[TASK DESCRIPTION]
Drop every picture. Then return, exactly, the lines from the beginning of the listing below through the one containing "string; name: ReactNode;".

[SOURCE DATA]
■ ■ ■ ■
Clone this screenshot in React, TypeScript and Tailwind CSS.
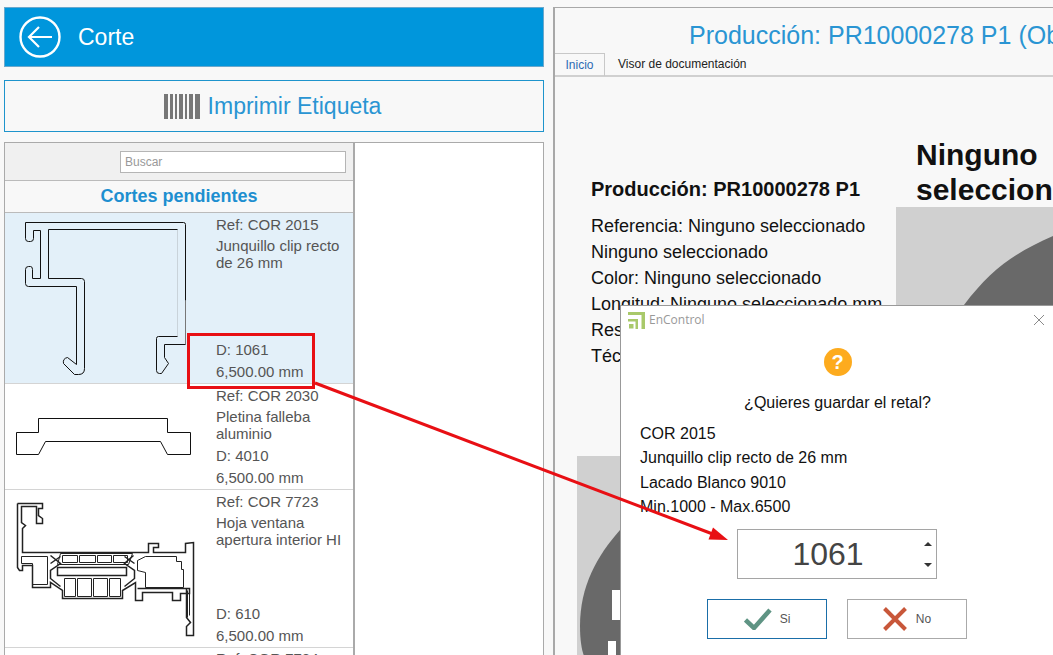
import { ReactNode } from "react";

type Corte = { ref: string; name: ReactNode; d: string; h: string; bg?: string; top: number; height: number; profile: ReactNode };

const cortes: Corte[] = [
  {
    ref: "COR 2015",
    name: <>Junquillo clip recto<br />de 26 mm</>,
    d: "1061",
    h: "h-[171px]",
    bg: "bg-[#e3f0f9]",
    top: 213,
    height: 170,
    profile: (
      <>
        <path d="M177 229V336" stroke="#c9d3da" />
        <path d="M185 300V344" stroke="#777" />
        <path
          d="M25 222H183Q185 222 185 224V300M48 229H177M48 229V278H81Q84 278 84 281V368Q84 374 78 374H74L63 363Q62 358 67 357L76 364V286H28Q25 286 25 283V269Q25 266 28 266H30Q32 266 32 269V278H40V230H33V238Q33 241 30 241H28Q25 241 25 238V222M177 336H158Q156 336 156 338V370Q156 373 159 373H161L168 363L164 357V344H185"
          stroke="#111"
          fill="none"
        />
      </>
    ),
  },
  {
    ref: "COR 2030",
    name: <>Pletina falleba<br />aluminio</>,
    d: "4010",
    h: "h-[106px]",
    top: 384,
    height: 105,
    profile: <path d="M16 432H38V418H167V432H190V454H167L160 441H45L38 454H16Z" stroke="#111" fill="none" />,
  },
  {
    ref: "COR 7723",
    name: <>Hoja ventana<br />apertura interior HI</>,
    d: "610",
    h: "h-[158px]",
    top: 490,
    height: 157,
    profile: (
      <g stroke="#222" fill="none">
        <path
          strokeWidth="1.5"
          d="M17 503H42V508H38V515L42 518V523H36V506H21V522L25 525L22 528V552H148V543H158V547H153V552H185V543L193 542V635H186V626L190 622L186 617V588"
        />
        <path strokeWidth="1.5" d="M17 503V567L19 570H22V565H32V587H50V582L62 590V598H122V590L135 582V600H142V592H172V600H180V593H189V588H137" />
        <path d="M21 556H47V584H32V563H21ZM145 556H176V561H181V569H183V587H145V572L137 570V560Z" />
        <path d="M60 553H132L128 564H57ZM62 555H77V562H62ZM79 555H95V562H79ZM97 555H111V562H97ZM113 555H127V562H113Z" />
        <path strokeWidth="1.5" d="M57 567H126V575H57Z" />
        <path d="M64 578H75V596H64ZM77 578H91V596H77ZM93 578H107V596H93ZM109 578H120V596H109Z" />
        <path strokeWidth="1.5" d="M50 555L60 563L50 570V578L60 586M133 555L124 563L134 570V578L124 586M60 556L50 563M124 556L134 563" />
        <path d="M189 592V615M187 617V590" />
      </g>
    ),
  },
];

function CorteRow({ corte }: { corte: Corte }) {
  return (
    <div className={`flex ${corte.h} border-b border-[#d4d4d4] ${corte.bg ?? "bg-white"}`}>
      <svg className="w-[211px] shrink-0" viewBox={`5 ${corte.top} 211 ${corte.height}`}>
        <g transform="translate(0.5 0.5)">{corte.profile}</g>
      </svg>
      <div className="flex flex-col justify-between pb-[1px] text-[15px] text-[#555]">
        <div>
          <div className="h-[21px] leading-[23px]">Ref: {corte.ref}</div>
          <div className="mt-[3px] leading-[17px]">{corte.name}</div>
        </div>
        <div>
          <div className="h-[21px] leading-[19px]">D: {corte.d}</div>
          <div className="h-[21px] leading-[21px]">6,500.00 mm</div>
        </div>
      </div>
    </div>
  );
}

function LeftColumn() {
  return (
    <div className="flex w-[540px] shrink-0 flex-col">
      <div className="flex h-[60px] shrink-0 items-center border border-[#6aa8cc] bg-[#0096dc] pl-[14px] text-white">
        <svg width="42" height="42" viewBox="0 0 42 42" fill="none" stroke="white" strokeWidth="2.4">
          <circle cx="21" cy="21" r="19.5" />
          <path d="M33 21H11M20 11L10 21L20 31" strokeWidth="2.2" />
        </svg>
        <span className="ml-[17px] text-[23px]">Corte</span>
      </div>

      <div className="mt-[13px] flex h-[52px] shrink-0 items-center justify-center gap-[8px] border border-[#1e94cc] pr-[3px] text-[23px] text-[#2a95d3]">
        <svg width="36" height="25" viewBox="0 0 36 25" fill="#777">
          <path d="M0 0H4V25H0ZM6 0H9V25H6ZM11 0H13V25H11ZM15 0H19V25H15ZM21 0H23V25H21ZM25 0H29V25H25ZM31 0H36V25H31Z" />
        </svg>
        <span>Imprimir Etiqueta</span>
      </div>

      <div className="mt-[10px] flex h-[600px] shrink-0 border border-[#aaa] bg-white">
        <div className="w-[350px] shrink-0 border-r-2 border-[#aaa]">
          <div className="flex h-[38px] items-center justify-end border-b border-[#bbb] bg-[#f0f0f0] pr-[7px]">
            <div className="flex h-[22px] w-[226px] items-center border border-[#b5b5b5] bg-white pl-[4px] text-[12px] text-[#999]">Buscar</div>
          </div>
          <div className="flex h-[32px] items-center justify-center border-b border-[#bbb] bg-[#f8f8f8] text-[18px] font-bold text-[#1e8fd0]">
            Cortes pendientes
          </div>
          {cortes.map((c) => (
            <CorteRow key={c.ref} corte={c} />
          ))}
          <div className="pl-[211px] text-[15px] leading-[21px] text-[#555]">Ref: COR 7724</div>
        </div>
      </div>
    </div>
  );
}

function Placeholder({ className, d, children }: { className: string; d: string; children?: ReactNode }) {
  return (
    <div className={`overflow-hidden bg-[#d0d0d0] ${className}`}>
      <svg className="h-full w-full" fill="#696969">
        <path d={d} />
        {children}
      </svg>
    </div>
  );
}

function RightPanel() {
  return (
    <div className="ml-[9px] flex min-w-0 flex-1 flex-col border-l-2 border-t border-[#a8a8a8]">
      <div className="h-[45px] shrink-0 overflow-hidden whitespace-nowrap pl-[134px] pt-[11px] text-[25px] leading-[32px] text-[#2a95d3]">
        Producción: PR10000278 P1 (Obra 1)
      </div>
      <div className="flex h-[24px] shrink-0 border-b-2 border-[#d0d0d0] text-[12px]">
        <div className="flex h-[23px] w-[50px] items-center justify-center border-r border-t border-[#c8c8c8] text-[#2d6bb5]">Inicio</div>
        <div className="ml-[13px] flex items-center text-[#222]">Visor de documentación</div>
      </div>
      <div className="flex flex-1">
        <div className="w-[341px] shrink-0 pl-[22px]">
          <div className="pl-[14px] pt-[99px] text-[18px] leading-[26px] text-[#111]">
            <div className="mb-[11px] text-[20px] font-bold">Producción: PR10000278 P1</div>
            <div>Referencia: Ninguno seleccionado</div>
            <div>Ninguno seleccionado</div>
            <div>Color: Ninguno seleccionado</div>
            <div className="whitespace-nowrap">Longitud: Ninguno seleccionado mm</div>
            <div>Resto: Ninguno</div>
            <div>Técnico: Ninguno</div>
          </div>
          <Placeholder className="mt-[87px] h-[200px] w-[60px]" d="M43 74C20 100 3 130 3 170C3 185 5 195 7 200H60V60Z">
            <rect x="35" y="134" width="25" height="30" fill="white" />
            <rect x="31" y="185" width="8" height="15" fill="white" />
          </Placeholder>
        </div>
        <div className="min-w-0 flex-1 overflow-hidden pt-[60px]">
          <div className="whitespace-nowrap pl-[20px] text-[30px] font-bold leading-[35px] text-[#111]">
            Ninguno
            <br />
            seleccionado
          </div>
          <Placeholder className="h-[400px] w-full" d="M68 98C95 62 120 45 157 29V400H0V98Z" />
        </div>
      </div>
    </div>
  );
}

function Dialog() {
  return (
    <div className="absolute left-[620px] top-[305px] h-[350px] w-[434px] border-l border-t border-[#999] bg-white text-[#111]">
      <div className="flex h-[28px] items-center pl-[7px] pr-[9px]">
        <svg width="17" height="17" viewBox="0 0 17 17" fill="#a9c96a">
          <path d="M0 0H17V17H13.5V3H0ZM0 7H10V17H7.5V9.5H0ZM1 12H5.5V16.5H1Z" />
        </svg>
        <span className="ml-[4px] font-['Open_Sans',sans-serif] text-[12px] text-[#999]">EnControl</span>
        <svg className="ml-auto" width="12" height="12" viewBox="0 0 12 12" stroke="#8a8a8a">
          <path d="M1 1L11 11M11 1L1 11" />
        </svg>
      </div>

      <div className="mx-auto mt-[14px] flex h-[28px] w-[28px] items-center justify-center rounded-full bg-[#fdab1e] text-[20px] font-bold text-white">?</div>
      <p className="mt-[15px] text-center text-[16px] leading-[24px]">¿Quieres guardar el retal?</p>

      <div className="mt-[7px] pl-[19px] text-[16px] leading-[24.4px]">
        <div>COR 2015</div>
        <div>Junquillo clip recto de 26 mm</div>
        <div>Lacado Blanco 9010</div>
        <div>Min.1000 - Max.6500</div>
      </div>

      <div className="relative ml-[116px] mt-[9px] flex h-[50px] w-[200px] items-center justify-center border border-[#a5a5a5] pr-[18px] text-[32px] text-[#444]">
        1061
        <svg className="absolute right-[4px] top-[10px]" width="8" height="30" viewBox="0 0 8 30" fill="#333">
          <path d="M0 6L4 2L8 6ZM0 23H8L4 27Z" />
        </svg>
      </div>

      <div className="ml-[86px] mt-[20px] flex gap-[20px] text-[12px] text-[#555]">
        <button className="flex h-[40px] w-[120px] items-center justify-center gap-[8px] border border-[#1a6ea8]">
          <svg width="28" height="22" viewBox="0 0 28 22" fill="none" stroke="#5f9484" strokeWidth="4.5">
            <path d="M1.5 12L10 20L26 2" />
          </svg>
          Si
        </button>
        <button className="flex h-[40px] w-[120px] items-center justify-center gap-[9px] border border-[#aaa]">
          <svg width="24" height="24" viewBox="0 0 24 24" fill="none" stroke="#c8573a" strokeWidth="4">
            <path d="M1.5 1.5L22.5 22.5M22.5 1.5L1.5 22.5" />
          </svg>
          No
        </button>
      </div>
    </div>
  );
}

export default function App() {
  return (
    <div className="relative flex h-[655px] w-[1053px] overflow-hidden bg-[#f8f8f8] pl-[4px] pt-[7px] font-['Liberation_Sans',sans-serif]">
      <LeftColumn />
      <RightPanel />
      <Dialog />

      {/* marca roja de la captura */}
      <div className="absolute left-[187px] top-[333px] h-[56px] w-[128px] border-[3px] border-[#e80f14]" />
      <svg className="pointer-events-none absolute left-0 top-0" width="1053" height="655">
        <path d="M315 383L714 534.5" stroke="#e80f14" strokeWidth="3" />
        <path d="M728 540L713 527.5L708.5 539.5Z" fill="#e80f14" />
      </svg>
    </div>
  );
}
■ ■ ■ ■
[WORKED ANSWER]
Clone this screenshot in React, TypeScript and Tailwind CSS.
import { ReactNode } from "react";

type Corte = { ref: string; name: ReactNode; d: string; h: string; bg?: string; top: number; height: number; profile: ReactNode };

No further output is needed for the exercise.